Listing: The Kania report recommends that a demutualised stock exchange may list its shares on itself or on any other stock exchange, though listing should not be made mandatory. The Jalan report recommends that listing should be prohibited because, “An MII (market infrastructure institution) should not become a vehicle for attracting speculative investments. Further, MIIs being public institutions, any downward movement in its share prices may lead to a loss of credibility and this may be detrimental to the market as a whole.”

This is an amazing conclusion. On the one hand, listing is so important for the economy that its market is called a public utility; at the same time, it is so horrible that exchanges can lose their credibility by being listed. The Jalan report thus results in the official implementation of hypocrisy that listing is good for all companies but is bad for exchanges. It is loss of credibility which causes fall in share price and not the other way round — the mirror doesn’t cause us to be ugly. Further, the recommendation would result in poor governance, lack of accountability to shareholders and lack of transparency. 


Ceiling on ownership: The Jalan report suggests a ceiling of 5% on the equity shareholding (including warrants and other ‘value’ instruments) and allows only public financial institutions and banking companies with a net worth of at least Rs 1,000 crore to invest up to 24%. Interestingly, the report contradicts its own annexure (by misquoting it) by saying an ownership cap is the international standard. In fact, the report’s own annexure shows that India is the only country in the world with an ownership cap. In fact, none of the countries listed in the annexure even has a voting cap. Other countries in the world only have disclosure standards or permission for crossing a limit to ensure fitness of such shareholders.
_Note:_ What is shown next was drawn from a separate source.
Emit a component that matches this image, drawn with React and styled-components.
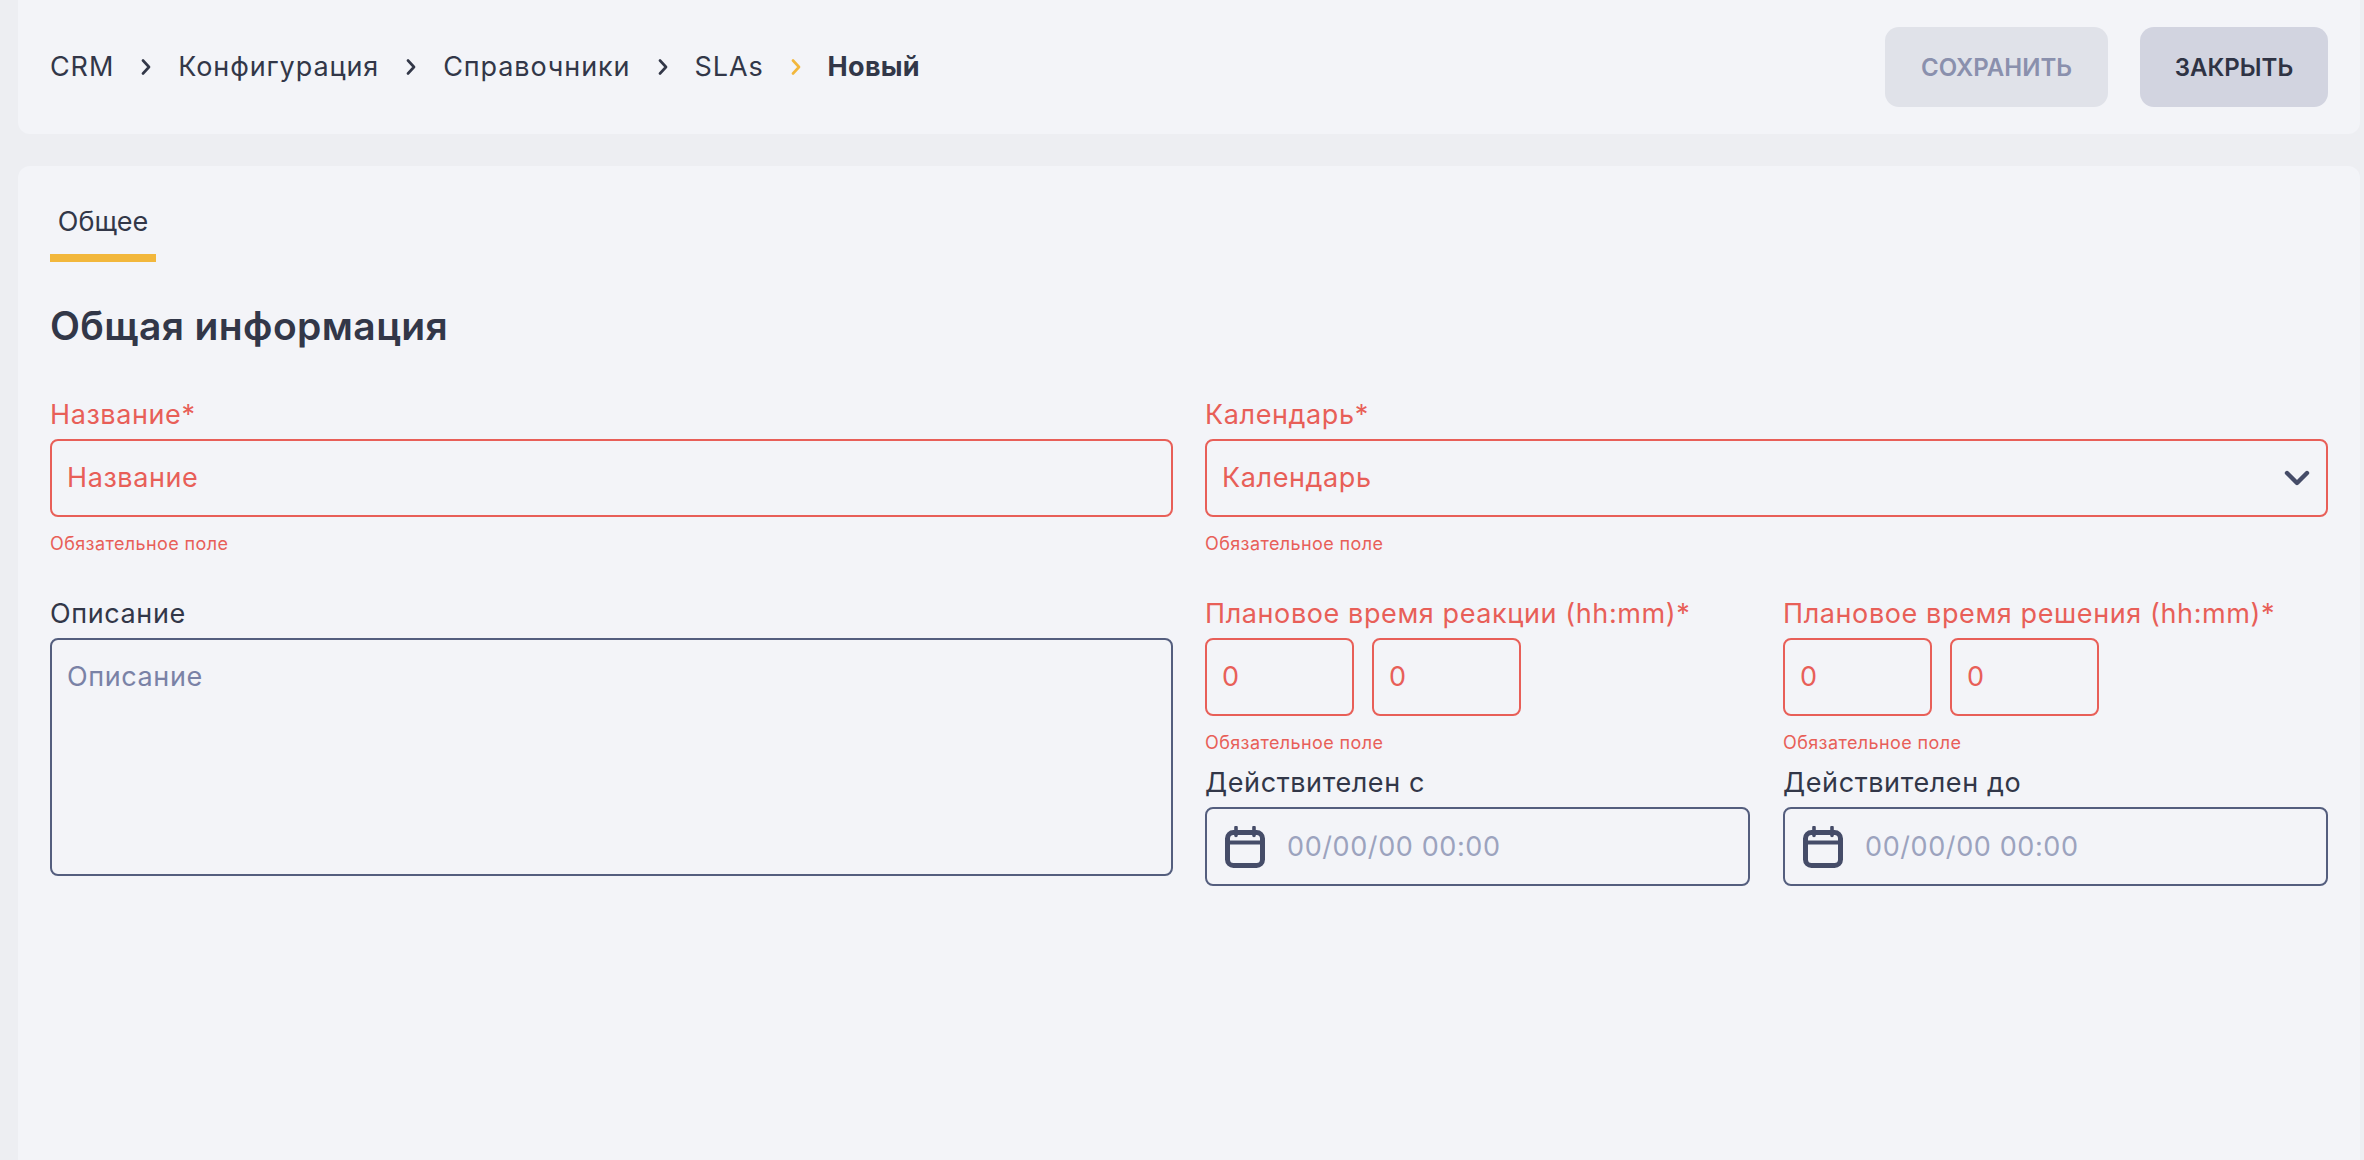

The Jalan report seeks to give special status to banks and public financial institutions as anchor investors with around five times the shareholding permitted to others despite the fact that both JPC reports on stock market scams have implicated banks and public institutions for actively participating in the biggest financial scams in independent India.

One chapter of the 2003 JPC report is devoted to the role of banks and seven chapters of the report is devoted to UTI. In any case, banks and FIs are passive investors and invest for returns rather than for charity — given the cap on profit, it would take a very charitable institution to invest in an exchange.

The cap on ownership for others means there is no interest in setting up a new exchange as the promoter cannot own over 5% equity in an exchange. I have written an open letter to the Jalan Committee in this paper (ET, 12 May 2010) explaining why this cap is perverse.
  

Competition: While the Kania report recognised the need for stock exchanges to cope with competition and hence recommended demutualisation, the Jalan report actively recommends that Sebi should discourage competition, and that it should choose how many players should be allowed in the exchange space. “Sebi should have the discretion to limit the number of MIIs operating in the market, in the interest of the market and in public interest.” Besides reminding one of an A Raja kind of allotment of 2G spectrum, this is an anti-competitive recommendation contrary to the Competition Act, 2002.

Executive compensation: The Jalan report introduces a recommendation on the remuneration of top management of stock exchanges to be a fixed sum without any variable component linked to the commercial performance of the stock exchange. This recommendation lays the foundation for destroying performance in exchanges which cannot incentivise their management (specially in a growing or struggling exchange).

What the market needs is more competition and better regulation rather than less competition and outsourced regulation. The Jalan committee takes us back not just in time but to the Soviet philosophy of 1970s. I hope that the readers of this column, unlike the committee, do not welcome the world of 1980s phone lines which also carried the public utility tag and an eight-year wait in public interest, or the choice of Ambassador and Fiat cars with a 10-year queue — in the national interest. Viva public ‘service’ death to profits.
 

Endnote: Today I was part of a Ficci panel on the Jalan committee report and Mr. J N Gupta who was the member secretary of the report and is the ED of SEBI was part of the panel. Unfortunately, the panel was off the record (though there was a lot of media participation) and therefore I cannot narrate what happed there.